* PROBLEM *
Write out the whole listing again, exactly as given.

* MATERIAL PROVIDED *
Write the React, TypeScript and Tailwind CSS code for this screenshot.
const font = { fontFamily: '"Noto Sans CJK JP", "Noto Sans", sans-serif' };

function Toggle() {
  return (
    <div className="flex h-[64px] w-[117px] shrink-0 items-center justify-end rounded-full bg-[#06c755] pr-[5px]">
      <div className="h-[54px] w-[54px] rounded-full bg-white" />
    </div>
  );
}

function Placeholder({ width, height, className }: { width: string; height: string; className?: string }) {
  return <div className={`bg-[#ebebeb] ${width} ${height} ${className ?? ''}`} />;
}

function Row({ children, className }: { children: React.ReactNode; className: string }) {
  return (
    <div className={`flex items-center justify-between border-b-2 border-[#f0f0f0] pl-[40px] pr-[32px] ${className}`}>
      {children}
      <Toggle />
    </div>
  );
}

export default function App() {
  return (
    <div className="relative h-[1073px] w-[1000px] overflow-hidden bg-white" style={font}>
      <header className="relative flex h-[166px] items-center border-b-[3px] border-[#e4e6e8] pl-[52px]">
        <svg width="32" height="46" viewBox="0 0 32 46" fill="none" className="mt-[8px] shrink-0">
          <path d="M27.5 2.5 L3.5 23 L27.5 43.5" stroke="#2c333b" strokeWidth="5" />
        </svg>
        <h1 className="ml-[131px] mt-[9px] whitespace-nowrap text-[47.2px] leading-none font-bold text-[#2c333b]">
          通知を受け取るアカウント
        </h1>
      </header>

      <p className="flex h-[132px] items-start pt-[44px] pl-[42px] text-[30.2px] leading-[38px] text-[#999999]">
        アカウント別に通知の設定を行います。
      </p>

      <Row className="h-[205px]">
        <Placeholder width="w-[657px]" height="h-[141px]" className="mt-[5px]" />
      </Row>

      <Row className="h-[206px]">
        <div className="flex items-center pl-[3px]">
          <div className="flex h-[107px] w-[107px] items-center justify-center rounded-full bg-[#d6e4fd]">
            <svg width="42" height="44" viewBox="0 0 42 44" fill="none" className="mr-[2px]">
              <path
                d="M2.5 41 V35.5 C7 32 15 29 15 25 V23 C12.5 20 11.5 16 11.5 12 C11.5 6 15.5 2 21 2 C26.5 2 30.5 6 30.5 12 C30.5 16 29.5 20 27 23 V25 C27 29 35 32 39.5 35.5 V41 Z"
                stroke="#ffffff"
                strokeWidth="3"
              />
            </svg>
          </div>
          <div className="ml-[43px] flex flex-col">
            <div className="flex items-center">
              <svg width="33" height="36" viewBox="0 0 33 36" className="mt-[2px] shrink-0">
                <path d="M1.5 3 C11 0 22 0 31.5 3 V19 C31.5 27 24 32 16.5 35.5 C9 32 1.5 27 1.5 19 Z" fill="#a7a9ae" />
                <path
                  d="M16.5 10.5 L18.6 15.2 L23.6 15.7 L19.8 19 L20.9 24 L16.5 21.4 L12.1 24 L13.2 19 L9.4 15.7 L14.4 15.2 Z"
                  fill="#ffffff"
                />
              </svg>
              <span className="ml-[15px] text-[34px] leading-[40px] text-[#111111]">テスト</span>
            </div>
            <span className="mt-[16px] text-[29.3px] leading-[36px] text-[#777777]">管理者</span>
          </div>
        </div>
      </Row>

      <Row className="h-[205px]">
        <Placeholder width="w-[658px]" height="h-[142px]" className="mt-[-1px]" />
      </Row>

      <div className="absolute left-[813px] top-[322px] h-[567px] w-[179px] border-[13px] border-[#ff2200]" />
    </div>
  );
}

* REPLY TO THE TASK *
Write the React, TypeScript and Tailwind CSS code for this screenshot.
const font = { fontFamily: '"Noto Sans CJK JP", "Noto Sans", sans-serif' };

function Toggle() {
  return (
    <div className="flex h-[64px] w-[117px] shrink-0 items-center justify-end rounded-full bg-[#06c755] pr-[5px]">
      <div className="h-[54px] w-[54px] rounded-full bg-white" />
    </div>
  );
}

function Placeholder({ width, height, className }: { width: string; height: string; className?: string }) {
  return <div className={`bg-[#ebebeb] ${width} ${height} ${className ?? ''}`} />;
}

function Row({ children, className }: { children: React.ReactNode; className: string }) {
  return (
    <div className={`flex items-center justify-between border-b-2 border-[#f0f0f0] pl-[40px] pr-[32px] ${className}`}>
      {children}
      <Toggle />
    </div>
  );
}

export default function App() {
  return (
    <div className="relative h-[1073px] w-[1000px] overflow-hidden bg-white" style={font}>
      <header className="relative flex h-[166px] items-center border-b-[3px] border-[#e4e6e8] pl-[52px]">
        <svg width="32" height="46" viewBox="0 0 32 46" fill="none" className="mt-[8px] shrink-0">
          <path d="M27.5 2.5 L3.5 23 L27.5 43.5" stroke="#2c333b" strokeWidth="5" />
        </svg>
        <h1 className="ml-[131px] mt-[9px] whitespace-nowrap text-[47.2px] leading-none font-bold text-[#2c333b]">
          通知を受け取るアカウント
        </h1>
      </header>

      <p className="flex h-[132px] items-start pt-[44px] pl-[42px] text-[30.2px] leading-[38px] text-[#999999]">
        アカウント別に通知の設定を行います。
      </p>

      <Row className="h-[205px]">
        <Placeholder width="w-[657px]" height="h-[141px]" className="mt-[5px]" />
      </Row>

      <Row className="h-[206px]">
        <div className="flex items-center pl-[3px]">
          <div className="flex h-[107px] w-[107px] items-center justify-center rounded-full bg-[#d6e4fd]">
            <svg width="42" height="44" viewBox="0 0 42 44" fill="none" className="mr-[2px]">
              <path
                d="M2.5 41 V35.5 C7 32 15 29 15 25 V23 C12.5 20 11.5 16 11.5 12 C11.5 6 15.5 2 21 2 C26.5 2 30.5 6 30.5 12 C30.5 16 29.5 20 27 23 V25 C27 29 35 32 39.5 35.5 V41 Z"
                stroke="#ffffff"
                strokeWidth="3"
              />
            </svg>
          </div>
          <div className="ml-[43px] flex flex-col">
            <div className="flex items-center">
              <svg width="33" height="36" viewBox="0 0 33 36" className="mt-[2px] shrink-0">
                <path d="M1.5 3 C11 0 22 0 31.5 3 V19 C31.5 27 24 32 16.5 35.5 C9 32 1.5 27 1.5 19 Z" fill="#a7a9ae" />
                <path
                  d="M16.5 10.5 L18.6 15.2 L23.6 15.7 L19.8 19 L20.9 24 L16.5 21.4 L12.1 24 L13.2 19 L9.4 15.7 L14.4 15.2 Z"
                  fill="#ffffff"
                />
              </svg>
              <span className="ml-[15px] text-[34px] leading-[40px] text-[#111111]">テスト</span>
            </div>
            <span className="mt-[16px] text-[29.3px] leading-[36px] text-[#777777]">管理者</span>
          </div>
        </div>
      </Row>

      <Row className="h-[205px]">
        <Placeholder width="w-[658px]" height="h-[142px]" className="mt-[-1px]" />
      </Row>

      <div className="absolute left-[813px] top-[322px] h-[567px] w-[179px] border-[13px] border-[#ff2200]" />
    </div>
  );
}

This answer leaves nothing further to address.